I fully understand the outrage over this switch from people who make their living on current MacBook Pros and legacy peripherals, like monitors or external storage; and from photographers and editors who rely on flash memory cards. Nobody likes dongles or adapters and some brands are unreliable or unsafe. Apple slashed its adapter prices temporarily in the wake of the complaints.
But I honestly don’t think this is a big problem for average Mac users, whose main need will likely be a new Mac-to-iPhone cable ($19 from Apple). And I believe that, over time, most peripherals will switch to USB-C, since other companies — not just Apple — are behind it.
Price
For everyday Mac users, especially, the new Pro is a costly machine.

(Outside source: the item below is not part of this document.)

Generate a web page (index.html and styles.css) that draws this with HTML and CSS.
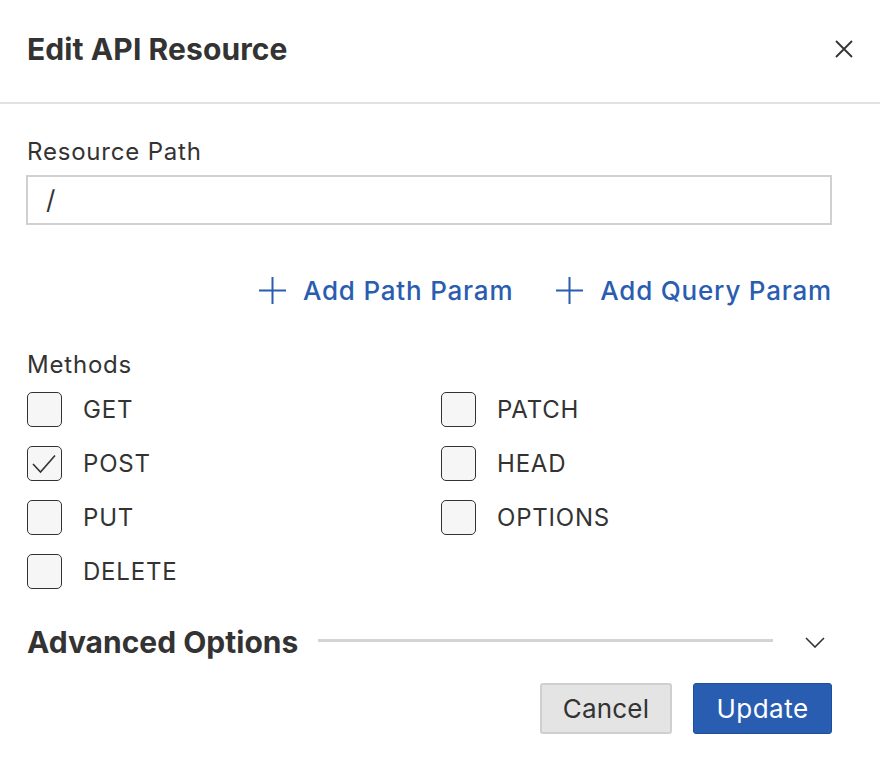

Even the non-Touch Bar model is $500 more than the Air (at $999) and the cheapest Touch Bar edition is $300 more than that. But Apple has always been a premium PC maker, and its new models have often started off at sky-high prices. People forget that, when it debuted in 2008, the MacBook Air with the then-revolutionary, but puny, 64GB solid state drive cost a breathtaking $3100. You can get a terabyte of solid-state storage in the costliest 13” new model, and pay less.

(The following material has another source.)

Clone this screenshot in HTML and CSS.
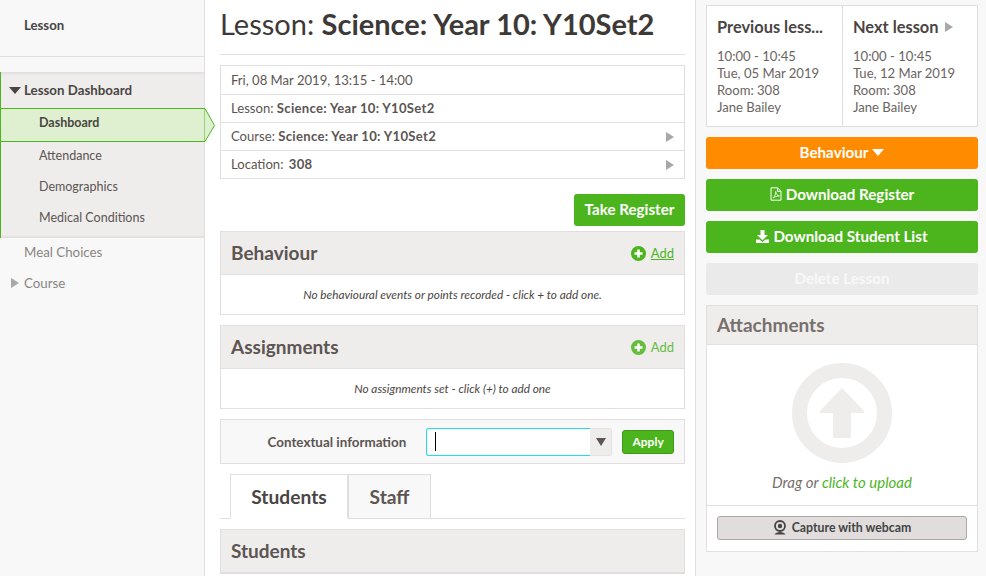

If you’re a mainstream Mac lover who isn’t bothered by its limitations, you can save money with the 12” MacBook, or even buy a new Air, if it works well for you. Or, if those MacBook Pro prices are too high for you, and your current Mac is doing OK, you could wait for them to come down next year.
Bottom line
This is what Apple is offering. Take it or leave it
The new 13” MacBooks — even the base model without the Touch Bar — are costly. And they may make pros unhappy. But, for everyday Mac lovers — users of the Air or maybe the older low-end Pro — they are now your only thin, modern, option with a full-fledged processor. The Touch Bar has potential, but it’s not magic. The battery isn’t likely to deliver on Apple’s claims. You can’t count on liking the keyboard. But, if you’re a Mac devotee ready to move past the Air — not back to a lower-powered MacBook — this is what Apple is offering. Take it or leave it.